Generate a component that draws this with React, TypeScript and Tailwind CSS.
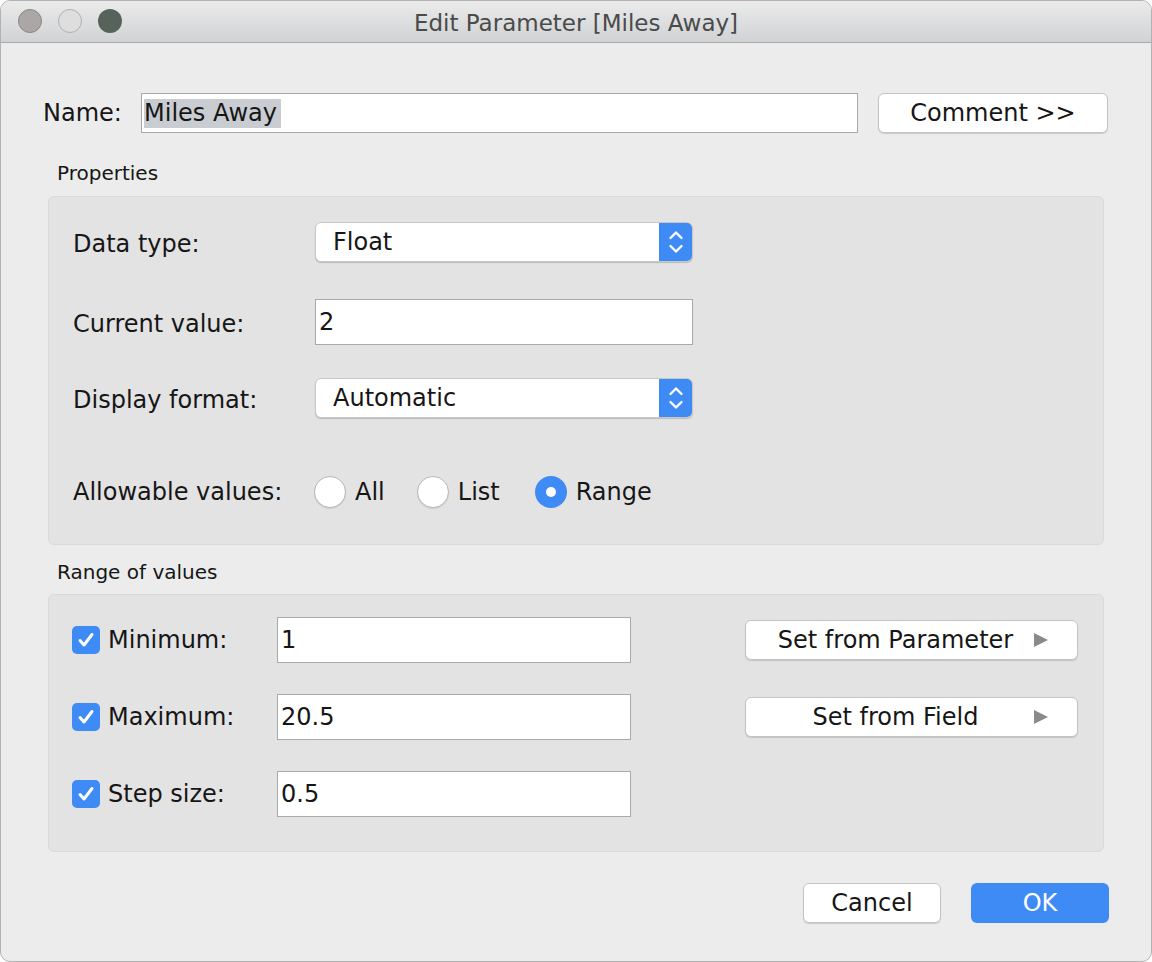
import React from "react"

const font = "font-['DejaVu_Sans',sans-serif]"

function Select({ value }: { value: string }) {
  return (
    <div className="w-[378px] h-[40px] flex rounded-[6px] bg-white border border-[#c6c6c6] shadow-[0_1px_1px_rgba(0,0,0,0.18)] overflow-hidden">
      <div className="flex-1 flex items-center pl-[17px] text-[24px] text-[#161616]">{value}</div>
      <div className="w-[33px] bg-[#3f8bf6] flex items-center justify-center">
        <svg width="18" height="32" viewBox="0 0 18 32" fill="none" stroke="white" strokeWidth="2.4" strokeLinecap="round" strokeLinejoin="round">
          <polyline points="3.5,12 9,6.5 14.5,12" />
          <polyline points="3.5,20 9,25.5 14.5,20" />
        </svg>
      </div>
    </div>
  )
}

function TextBox({ value, width }: { value: string; width: string }) {
  return (
    <div className={`${width} h-[46px] bg-white border border-[#a9a9a9] flex items-center pl-[3px] text-[24px] text-[#161616]`}>
      {value}
    </div>
  )
}

function Radio({ label, checked, className = "" }: { label: string; checked?: boolean; className?: string }) {
  return (
    <div className={`flex items-center gap-[9px] ${className}`}>
      {checked ? (
        <div className="w-[32px] h-[32px] rounded-full bg-[#3f8bf6] flex items-center justify-center">
          <div className="w-[10px] h-[10px] rounded-full bg-white" />
        </div>
      ) : (
        <div className="w-[32px] h-[32px] rounded-full bg-white border border-[#b8b8b8] shadow-[0_1px_1px_rgba(0,0,0,0.1)]" />
      )}
      <span className="text-[24px] text-[#161616]">{label}</span>
    </div>
  )
}

function Check() {
  return (
    <div className="w-[28px] h-[28px] rounded-[5px] bg-[#3f8bf6] flex items-center justify-center">
      <svg width="20" height="20" viewBox="0 0 20 20" fill="none" stroke="white" strokeWidth="3" strokeLinecap="round" strokeLinejoin="round">
        <polyline points="4,10.5 8,15 16,4.5" />
      </svg>
    </div>
  )
}

function MacButton({ children, className = "" }: { children: React.ReactNode; className?: string }) {
  return (
    <div className={`h-[40px] rounded-[6px] bg-white border border-[#c4c4c4] shadow-[0_1px_1px_rgba(0,0,0,0.15)] flex items-center text-[24px] text-[#161616] ${className}`}>
      {children}
    </div>
  )
}

function SetFromButton({ label }: { label: string }) {
  return (
    <MacButton className="w-[333px] h-[39px]">
      <span className="flex-1 text-center pl-[12px]">{label}</span>
      <svg width="16" height="16" viewBox="0 0 16 16" className="mr-[28px]">
        <polygon points="1,1 15,8 1,15" fill="#8a8a8a" />
      </svg>
    </MacButton>
  )
}

function RangeRow({ label, value, button, first }: { label: string; value: string; button?: string; first?: boolean }) {
  return (
    <div className={`flex items-center h-[46px] ${first ? "mt-[22px]" : "mt-[31px]"}`}>
      <div className="w-[205px] flex items-center gap-[8px]">
        <Check />
        <span className="text-[24px] text-[#161616]">{label}</span>
      </div>
      <TextBox value={value} width="w-[354px]" />
      {button && (
        <div className="ml-[114px]">
          <SetFromButton label={button} />
        </div>
      )}
    </div>
  )
}

export default function App() {
  return (
    <div className={`w-[1152px] h-[962px] bg-white ${font}`}>
      <div className="w-full h-full flex flex-col rounded-[10px] border border-[#b2b2b2] overflow-hidden bg-[#ececec]">
        {/* Title bar */}
        <div className="h-[42px] relative flex items-center justify-center pt-[3px] bg-gradient-to-b from-[#ebebeb] to-[#d0d2d4] border-b border-[#a9a9a9]">
          <div className="absolute left-[17px] top-[8px] flex gap-[16px]">
            <div className="w-[24px] h-[24px] rounded-full bg-[#aba7a5] border border-[#8a8685]" />
            <div className="w-[24px] h-[24px] rounded-full bg-[#dedede] border border-[#b0b0b0]" />
            <div className="w-[24px] h-[24px] rounded-full bg-[#57635a]" />
          </div>
          <span className="text-[23px] text-[#4a4a4a]">Edit Parameter [Miles Away]</span>
        </div>

        {/* Name */}
        <div className="ml-[42px] mt-[50px] h-[40px] flex items-center">
          <span className="w-[98px] text-[24px] text-[#161616]">Name:</span>
          <div className="w-[717px] h-[40px] bg-white border border-[#a9a9a9] flex items-center pl-[2px]">
            <span className="bg-[#c9cdd1] text-[24px] text-[#161616] leading-[29px] pr-[4px]">Miles Away</span>
          </div>
          <MacButton className="ml-[20px] w-[230px] justify-center">Comment &gt;&gt;</MacButton>
        </div>

        {/* Properties */}
        <div className="ml-[56px] mt-[28px] text-[20px] leading-[24px] text-[#161616]">Properties</div>
        <div className="mx-[47px] mt-[11px] bg-[#e3e3e3] border border-[#d9d9d9] rounded-[6px] pl-[24px] pb-[36px]">
          <div className="mt-[25px] h-[40px] flex items-center">
            <span className="w-[242px] text-[24px] text-[#161616] pt-[3px]">Data type:</span>
            <Select value="Float" />
          </div>
          <div className="mt-[37px] h-[46px] flex items-center">
            <span className="w-[242px] text-[24px] text-[#161616] pt-[3px]">Current value:</span>
            <TextBox value="2" width="w-[378px]" />
          </div>
          <div className="mt-[33px] h-[40px] flex items-center">
            <span className="w-[242px] text-[24px] text-[#161616] pt-[3px]">Display format:</span>
            <Select value="Automatic" />
          </div>
          <div className="mt-[58px] h-[32px] flex items-center">
            <span className="w-[241px] text-[24px] text-[#161616]">Allowable values:</span>
            <Radio label="All" />
            <Radio label="List" className="ml-[32px]" />
            <Radio label="Range" checked className="ml-[35px]" />
          </div>
        </div>

        {/* Range of values */}
        <div className="ml-[56px] mt-[15px] text-[20px] leading-[24px] text-[#161616]">Range of values</div>
        <div className="mx-[47px] mt-[10px] bg-[#e3e3e3] border border-[#d9d9d9] rounded-[6px] pl-[23px] pb-[34px]">
          <RangeRow label="Minimum:" value="1" button="Set from Parameter" first />
          <RangeRow label="Maximum:" value="20.5" button="Set from Field" />
          <RangeRow label="Step size:" value="0.5" />
        </div>

        {/* Footer */}
        <div className="mt-[31px] mr-[42px] flex justify-end gap-[30px]">
          <MacButton className="w-[138px] justify-center">Cancel</MacButton>
          <div className="w-[138px] h-[40px] rounded-[6px] bg-[#3f8bf6] flex items-center justify-center text-[24px] text-white">OK</div>
        </div>
      </div>
    </div>
  )
}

══════════

[INSTRUCTION] Set the listing down in full and exactly. Pictures within it should not appear in the copy.

[OUTPUT FOR THIS EXERCISE]
Generate a component that draws this with React, TypeScript and Tailwind CSS.
import React from "react"

const font = "font-['DejaVu_Sans',sans-serif]"

function Select({ value }: { value: string }) {
  return (
    <div className="w-[378px] h-[40px] flex rounded-[6px] bg-white border border-[#c6c6c6] shadow-[0_1px_1px_rgba(0,0,0,0.18)] overflow-hidden">
      <div className="flex-1 flex items-center pl-[17px] text-[24px] text-[#161616]">{value}</div>
      <div className="w-[33px] bg-[#3f8bf6] flex items-center justify-center">
        <svg width="18" height="32" viewBox="0 0 18 32" fill="none" stroke="white" strokeWidth="2.4" strokeLinecap="round" strokeLinejoin="round">
          <polyline points="3.5,12 9,6.5 14.5,12" />
          <polyline points="3.5,20 9,25.5 14.5,20" />
        </svg>
      </div>
    </div>
  )
}

function TextBox({ value, width }: { value: string; width: string }) {
  return (
    <div className={`${width} h-[46px] bg-white border border-[#a9a9a9] flex items-center pl-[3px] text-[24px] text-[#161616]`}>
      {value}
    </div>
  )
}

function Radio({ label, checked, className = "" }: { label: string; checked?: boolean; className?: string }) {
  return (
    <div className={`flex items-center gap-[9px] ${className}`}>
      {checked ? (
        <div className="w-[32px] h-[32px] rounded-full bg-[#3f8bf6] flex items-center justify-center">
          <div className="w-[10px] h-[10px] rounded-full bg-white" />
        </div>
      ) : (
        <div className="w-[32px] h-[32px] rounded-full bg-white border border-[#b8b8b8] shadow-[0_1px_1px_rgba(0,0,0,0.1)]" />
      )}
      <span className="text-[24px] text-[#161616]">{label}</span>
    </div>
  )
}

function Check() {
  return (
    <div className="w-[28px] h-[28px] rounded-[5px] bg-[#3f8bf6] flex items-center justify-center">
      <svg width="20" height="20" viewBox="0 0 20 20" fill="none" stroke="white" strokeWidth="3" strokeLinecap="round" strokeLinejoin="round">
        <polyline points="4,10.5 8,15 16,4.5" />
      </svg>
    </div>
  )
}

function MacButton({ children, className = "" }: { children: React.ReactNode; className?: string }) {
  return (
    <div className={`h-[40px] rounded-[6px] bg-white border border-[#c4c4c4] shadow-[0_1px_1px_rgba(0,0,0,0.15)] flex items-center text-[24px] text-[#161616] ${className}`}>
      {children}
    </div>
  )
}

function SetFromButton({ label }: { label: string }) {
  return (
    <MacButton className="w-[333px] h-[39px]">
      <span className="flex-1 text-center pl-[12px]">{label}</span>
      <svg width="16" height="16" viewBox="0 0 16 16" className="mr-[28px]">
        <polygon points="1,1 15,8 1,15" fill="#8a8a8a" />
      </svg>
    </MacButton>
  )
}

function RangeRow({ label, value, button, first }: { label: string; value: string; button?: string; first?: boolean }) {
  return (
    <div className={`flex items-center h-[46px] ${first ? "mt-[22px]" : "mt-[31px]"}`}>
      <div className="w-[205px] flex items-center gap-[8px]">
        <Check />
        <span className="text-[24px] text-[#161616]">{label}</span>
      </div>
      <TextBox value={value} width="w-[354px]" />
      {button && (
        <div className="ml-[114px]">
          <SetFromButton label={button} />
        </div>
      )}
    </div>
  )
}

export default function App() {
  return (
    <div className={`w-[1152px] h-[962px] bg-white ${font}`}>
      <div className="w-full h-full flex flex-col rounded-[10px] border border-[#b2b2b2] overflow-hidden bg-[#ececec]">
        {/* Title bar */}
        <div className="h-[42px] relative flex items-center justify-center pt-[3px] bg-gradient-to-b from-[#ebebeb] to-[#d0d2d4] border-b border-[#a9a9a9]">
          <div className="absolute left-[17px] top-[8px] flex gap-[16px]">
            <div className="w-[24px] h-[24px] rounded-full bg-[#aba7a5] border border-[#8a8685]" />
            <div className="w-[24px] h-[24px] rounded-full bg-[#dedede] border border-[#b0b0b0]" />
            <div className="w-[24px] h-[24px] rounded-full bg-[#57635a]" />
          </div>
          <span className="text-[23px] text-[#4a4a4a]">Edit Parameter [Miles Away]</span>
        </div>

        {/* Name */}
        <div className="ml-[42px] mt-[50px] h-[40px] flex items-center">
          <span className="w-[98px] text-[24px] text-[#161616]">Name:</span>
          <div className="w-[717px] h-[40px] bg-white border border-[#a9a9a9] flex items-center pl-[2px]">
            <span className="bg-[#c9cdd1] text-[24px] text-[#161616] leading-[29px] pr-[4px]">Miles Away</span>
          </div>
          <MacButton className="ml-[20px] w-[230px] justify-center">Comment &gt;&gt;</MacButton>
        </div>

        {/* Properties */}
        <div className="ml-[56px] mt-[28px] text-[20px] leading-[24px] text-[#161616]">Properties</div>
        <div className="mx-[47px] mt-[11px] bg-[#e3e3e3] border border-[#d9d9d9] rounded-[6px] pl-[24px] pb-[36px]">
          <div className="mt-[25px] h-[40px] flex items-center">
            <span className="w-[242px] text-[24px] text-[#161616] pt-[3px]">Data type:</span>
            <Select value="Float" />
          </div>
          <div className="mt-[37px] h-[46px] flex items-center">
            <span className="w-[242px] text-[24px] text-[#161616] pt-[3px]">Current value:</span>
            <TextBox value="2" width="w-[378px]" />
          </div>
          <div className="mt-[33px] h-[40px] flex items-center">
            <span className="w-[242px] text-[24px] text-[#161616] pt-[3px]">Display format:</span>
            <Select value="Automatic" />
          </div>
          <div className="mt-[58px] h-[32px] flex items-center">
            <span className="w-[241px] text-[24px] text-[#161616]">Allowable values:</span>
            <Radio label="All" />
            <Radio label="List" className="ml-[32px]" />
            <Radio label="Range" checked className="ml-[35px]" />
          </div>
        </div>

        {/* Range of values */}
        <div className="ml-[56px] mt-[15px] text-[20px] leading-[24px] text-[#161616]">Range of values</div>
        <div className="mx-[47px] mt-[10px] bg-[#e3e3e3] border border-[#d9d9d9] rounded-[6px] pl-[23px] pb-[34px]">
          <RangeRow label="Minimum:" value="1" button="Set from Parameter" first />
          <RangeRow label="Maximum:" value="20.5" button="Set from Field" />
          <RangeRow label="Step size:" value="0.5" />
        </div>

        {/* Footer */}
        <div className="mt-[31px] mr-[42px] flex justify-end gap-[30px]">
          <MacButton className="w-[138px] justify-center">Cancel</MacButton>
          <div className="w-[138px] h-[40px] rounded-[6px] bg-[#3f8bf6] flex items-center justify-center text-[24px] text-white">OK</div>
        </div>
      </div>
    </div>
  )
}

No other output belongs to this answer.